Meanwhile, Henry's army was gathering at Calais. On 30th June, at 7 p.m.,
the King himself landed. Before his departure, the unfortunate Edmund de la Pole,
Earl of Suffolk, was brought to the block for an alleged correspondence with
his brother in Louis' service, but really because rumours were rife of Louis'
intention to proclaim the White Rose as King of England. On 21st July, Henry left Calais to join his army,
which had already advanced into French territory. Heavy rains impeded its march
and added to its discomfort. Henry, we are told, did not put off his clothes,
but rode round the camp at three in the morning, cheering his men with the
remark, "Well, comrades, now that we have suffered in the beginning,
fortune promises us better things, God willing". Near Ardres some German mercenaries, of whom
there were 8,000 with Henry's forces, pillaged the church; Henry promptly had
three of them hanged. On 1st August the army sat down before Thérouanne; on the
10th, the Emperor arrived to serve as a private at a hundred crowns a day under
the English banners. Three days later a large French force arrived at Guinegate
to raise the siege; a panic seized it, and the bloodless rout that followed was
named the Battle of Spurs. Louis d'Orléans, Duc de Longueville, the famous
Chevalier Bayard, and others of the noblest blood in France, were among the
captives. Ten days
after this defeat Thérouanne surrendered; and on
the 24th Henry made his triumphal entry into the first town captured by English
arms since the days of Jeanne Darc. On the 26th he removed to Guinegate, where
he remained a week, "according," says a curious document, "to
the laws of arms, for in case any man would bid battle for the besieging and
getting of any city or town, then the winner (has) to give battle, and to abide
the same certain days". No challenge was forthcoming, and on 15th September Henry besieged Tournay,
then said to be the richest city north of Paris. During the progress of the
siege the Lady Margaret of Savoy, the Regent of the Netherlands, joined her
father, the Emperor, and Henry, at Lille.

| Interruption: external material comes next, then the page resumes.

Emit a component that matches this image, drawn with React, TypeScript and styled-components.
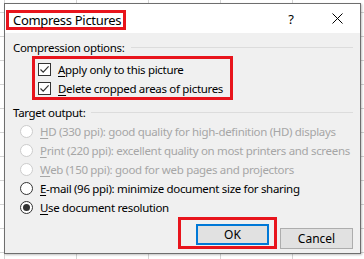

They discussed plans for renewing the
war next year and for the marriage of Charles and Mary. To please the Lady
Margaret and to exhibit his skill Henry played the gitteron, the lute and the
cornet, and danced and jousted before her. He "excelled every one as much in agility in
breaking spears as in nobleness of stature". Within a week Tournay fell;
on 13th October Henry commenced his return, and on the 21st he re-embarked at
Calais.
Thérouanne, the Battle
of Spurs, and Tournay were not the only, or the most striking, successes in
this year of war. In July, Catherine, whom Henry had left as Regent in England,
wrote that she was "horribly busy with making standards, banners, and
badges" for the
army in the North; for war with France had brought, as usual, the Scots upon
the English backs. James IV., though Henry's brother-in-law, preferred to be
the cat's paw of the King of France; and in August the Scots forces poured over the Border under the command of James
himself. England was prepared; and on 9th September, "at Flodden
hills," sang Skelton, "our bows and bills slew all the flower of
their honour". James IV. was left a mutilated corpse upon the field of
battle. "He has
paid," wrote Henry, "a heavier penalty for his perfidy than we would
have wished." There was some justice in the charge. James was bound by
treaty not to go to war with England; he had not even waited for the Pope's
answer to his request for absolution from his oath; and his challenge to Henry,
when he was in France and could not meet it, was not a knightly deed. Henry
wrote to Leo for permission to bury the excommunicated Scottish King with royal
honours in St. Paul's. The permission was granted, but the interment did not take place. In Italy,
Louis fared no better; at Novara, on 6th June, the Swiss infantry broke in
pieces the grand army of France, drove the fragments across the Alps, and
restored the Duchy of Milan to the native house of Sforza.
The results of the
campaign of 1513 were a striking vindication of the refusal of Henry VIII. and
Wolsey to rest under the stigma of their Spanish expedition of 1512. English
prestige was not only restored, but raised higher than it had stood since the
death of Henry V., whose "name," said Pasqualigo, a Venetian in
London, "Henry VIII. would now renew". He styled him "our great
King". Peter
Martyr, a resident at Ferdinand's Court, declared
that the Spanish King was "afraid of the over-growing power of
England". Another
Venetian in London reported that "were Henry ambitious of dominion like
others, he would soon give law to the world". But, he added, "he is
good and has a good council. His quarrel was a just one, he marched to free the
Church, to obtain his own, and to liberate Italy from the French."The pomp and parade of
Henry's wars have, indeed, somewhat obscured the fundamentally pacific
character of his reign. The correspondence of the time bears constant witness
to the peaceful tendencies of Henry and his council. "I content
myself," he once said to Giustinian, "with my own, I only wish to
command my own subjects; but, on the other hand, I do not choose that any one
shall have it in his power to command me." On another occasion he said: "We want all
potentates to content themselves with their own territories; we are content
with this island of ours"; and Giustinian, after four years' residence at
Henry's Court, gave it as his deliberate opinion to his Government, that Henry
did not covet his neighbours' goods, was satisfied with his own dominions, and
"extremely desirous of peace". Ferdinand said, in 1513, that his pensions from
France and a free hand in Scotland were all that Henry really desired; and Carroz, his
ambassador, reported that Henry's councillors did not like to be at war with
any one. Peace, they
told Badoer, suited England better than war.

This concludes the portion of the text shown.